→ Data lines:
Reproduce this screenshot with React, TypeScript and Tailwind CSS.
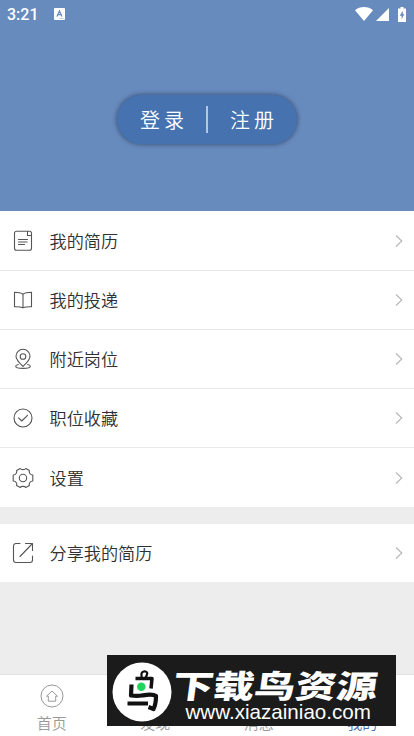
import React from "react";

interface MenuRowProps {
  label: string;
  icon: React.ReactNode;
  className?: string;
}

const iconProps = {
  width: 22,
  height: 22,
  viewBox: "0 0 22 22",
  fill: "none",
  stroke: "currentColor",
  strokeWidth: 1.1,
  strokeLinecap: "round" as const,
  strokeLinejoin: "round" as const,
};

const ResumeIcon = () => (
  <svg {...iconProps}>
    <path d="M15.500 1.300H4.500a2 2 0 0 0-2 2v15a2 2 0 0 0 2 2h13a2 2 0 0 0 2-2V5.500M15.500 1.300v4.200h4V3.300a2 2 0 0 0-2-2h-2" />
    <path d="M6.500 9.500h9M6.500 12h8.500M6.500 14.500h6" />
  </svg>
);

const BookIcon = () => (
  <svg {...iconProps}>
    <path d="M11 5.200C8.500 3.300 5.500 3.300 2.500 3.300v14.400c3 0 6-.2 8.500 1.100 2.500-1.300 5.500-1.100 8.500-1.100V3.300c-3 0-6 0-8.500 1.900zM11 5.200v13.300" />
  </svg>
);

const PinIcon = () => (
  <svg {...iconProps}>
    <path d="M11 18.300C7.500 15 4 12 4 8.200a7 6.900 0 0 1 14 0c0 3.800-3.500 6.800-7 10.100z" />
    <circle cx="11" cy="8.500" r="2.800" />
    <path d="M6.300 16.500c-1.600.4-2.600 1-2.600 1.700 0 1.300 3.200 2.200 7.300 2.200s7.300-.9 7.300-2.200c0-.7-1-1.300-2.600-1.700" />
  </svg>
);

const CheckIcon = () => (
  <svg {...iconProps}>
    <circle cx="11" cy="11" r="9" />
    <path d="M6.500 10.800l3.300 3.200 5.700-5.700" />
  </svg>
);

const GearIcon = () => (
  <svg {...iconProps}>
    <path d="M8.200 1.500c.9 1.500 4.700 1.500 5.600 0l3.600 1.900c-.7 2 .7 4.600 3.400 4.600v6c-2.700 0-4.100 2.600-3.400 4.600l-3.600 1.900c-.9-1.500-4.700-1.500-5.600 0l-3.600-1.900c.7-2-.7-4.600-3.400-4.600V8c2.700 0 4.100-2.600 3.400-4.600z" />
    <circle cx="11" cy="11" r="3.700" />
  </svg>
);

const ShareIcon = () => (
  <svg {...iconProps}>
    <path d="M8 1.500H4A2.500 2.500 0 0 0 1.500 4v14A2.500 2.500 0 0 0 4 20.500h14a2.500 2.500 0 0 0 2.500-2.500v-4M13.500 1.500h7v7M20 2L8 14.500" />
  </svg>
);

const MenuRow: React.FC<MenuRowProps> = ({ label, icon, className = "h-[59px]" }) => (
  <div className={`flex items-center bg-white pl-3 pr-[11px] ${className}`}>
    <span className="text-[#555]">{icon}</span>
    <span className="ml-[15.500px] flex-1 text-[17.150px] font-[350] leading-6 text-[#303030]">{label}</span>
    <svg width="8" height="12" viewBox="0 0 8 12" fill="none" stroke="#b5b5b8" strokeWidth="1.100">
      <path d="M1 .5l5.800 5.500L1 11.500" />
    </svg>
  </div>
);

const StatusBar = () => (
  <div className="flex h-7 items-center pl-[7px] pr-2 text-white">
    <span className="mt-px w-[47px] font-[Roboto] text-[16px] font-medium leading-5">3:21</span>
    <svg width="11" height="12" viewBox="0 0 11 12">
      <rect width="11" height="12" rx="1" fill="#fff" />
      <path d="M3 8.500L5.500 3 8 8.500M4 6.700h3" fill="none" stroke="#688bbe" strokeWidth="1.300" />
      <path d="M5.500 10.500h4" stroke="#688bbe" strokeWidth=".6" strokeDasharray="1 .6" />
    </svg>
    <svg className="ml-auto" width="18" height="14" viewBox="0 0 18 14">
      <path d="M0 3.300C5-1 13-1 18 3.300L9 14z" fill="#fff" />
    </svg>
    <svg className="ml-[3px]" width="13" height="13" viewBox="0 0 13 13">
      <path d="M13 0v13H0z" fill="#fff" />
    </svg>
    <svg className="ml-[9px]" width="8" height="15" viewBox="0 0 8 15">
      <path d="M2.500 0h3v1.500H8V15H0V1.500h2.500z" fill="#fff" />
      <path d="M4.800 3.800L1.700 8.700h1.900v3.600l2.800-5H4.800z" fill="#688bbe" />
    </svg>
  </div>
);

const HomeIcon = () => (
  <svg width="24" height="24" viewBox="0 0 24 24" fill="none" stroke="#999" strokeWidth="1">
    <circle cx="12" cy="12" r="11" />
    <path d="M6.500 12.200L12 7l5.500 5.200h-1.800v5H8.300v-5z" strokeLinejoin="round" />
  </svg>
);

const Watermark = () => (
  <div className="absolute left-[107px] top-[655px] flex h-[71px] w-[289px] bg-[#1b1b1b] text-white">
    <svg className="ml-[5px] mt-[7px] shrink-0" width="60" height="60" viewBox="0 0 60 60">
      <circle cx="30" cy="30" r="29.500" fill="#fff" />
      <g fill="none" stroke="#111" strokeLinejoin="round">
        <path d="M29.500 15v-3.500q1-2.500 4-2 2.500.7 1.300 3.500l-1.300 3" strokeWidth="2.200" />
        <path d="M23.500 16.500H40l-1 10" strokeWidth="3.500" />
        <path d="M19.500 22.500L19 33.500q6 1 12-.2 10-1.500 13 .7 0 8-2.500 13l-5-2" strokeWidth="4.200" />
        <path d="M15.500 41.500h20.500" strokeWidth="4" />
      </g>
      <circle cx="29.300" cy="24.700" r="6" fill="#fff" />
      <circle cx="29.300" cy="24.700" r="4.300" fill="#20d55b" />
    </svg>
    <div className="relative flex-1 whitespace-nowrap">
      <div className="absolute left-[1px] top-[7px] origin-left -skew-x-6 scale-x-[1.170] scale-y-[0.910] text-[35px] font-black leading-[44px]">
        下载鸟资源
      </div>
      <div className="absolute left-[13.500px] top-[45px] font-['Liberation_Sans',sans-serif] text-[20.600px] leading-6">
        www.xiazainiao.com
      </div>
    </div>
  </div>
);

const App: React.FC = () => {
  return (
    <div className="relative flex h-[736px] w-[414px] flex-col overflow-hidden bg-[#ededed] font-['Noto_Sans_CJK_SC',sans-serif]">
      <header className="h-[211px] bg-[#688bbe]">
        <StatusBar />
        <div className="mx-auto mt-[67px] flex h-[49px] w-[180px] items-center rounded-full bg-[#4672b0] text-[20px] font-[350] text-white shadow-[0_0_4px_1px_rgba(45,65,95,0.65)]">
          <span className="w-[89px] pl-[23px] tracking-[4px]">登录</span>
          <span className="h-[27px] w-[2px] bg-[#b5c7df]" />
          <span className="pl-[22px] tracking-[4px]">注册</span>
        </div>
      </header>

      <MenuRow label="我的简历" icon={<ResumeIcon />} className="h-[60px] border-b border-[#e8e8e8]" />
      <MenuRow label="我的投递" icon={<BookIcon />} className="h-[59px] border-b border-[#e8e8e8]" />
      <MenuRow label="附近岗位" icon={<PinIcon />} className="h-[59px] border-b border-[#e8e8e8]" />
      <MenuRow label="职位收藏" icon={<CheckIcon />} className="h-[59px] border-b border-[#e8e8e8]" />
      <MenuRow label="设置" icon={<GearIcon />} />
      <div className="h-[17px]" />
      <MenuRow label="分享我的简历" icon={<ShareIcon />} className="h-[58px]" />

      <nav className="mt-auto grid h-[62px] grid-cols-4 border-t border-[#e2e2e2] bg-white text-[15px] font-[350] leading-5 text-[#999]">
        <div className="flex flex-col items-center pt-[9px]">
          <HomeIcon />
          <span className="mt-[5px]">首页</span>
        </div>
        <div className="pt-[38px] text-center">发现</div>
        <div className="pt-[38px] text-center">消息</div>
        <div className="pt-[38px] text-center text-[#4672b0]">我的</div>
      </nav>

      <Watermark />
    </div>
  );
};

export default App;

→ Work required:
Copy out each line of the data containing the string "React".

→ Task response:
Reproduce this screenshot with React, TypeScript and Tailwind CSS.
import React from "react";
  icon: React.ReactNode;
const MenuRow: React.FC<MenuRowProps> = ({ label, icon, className = "h-[59px]" }) => (
const App: React.FC = () => {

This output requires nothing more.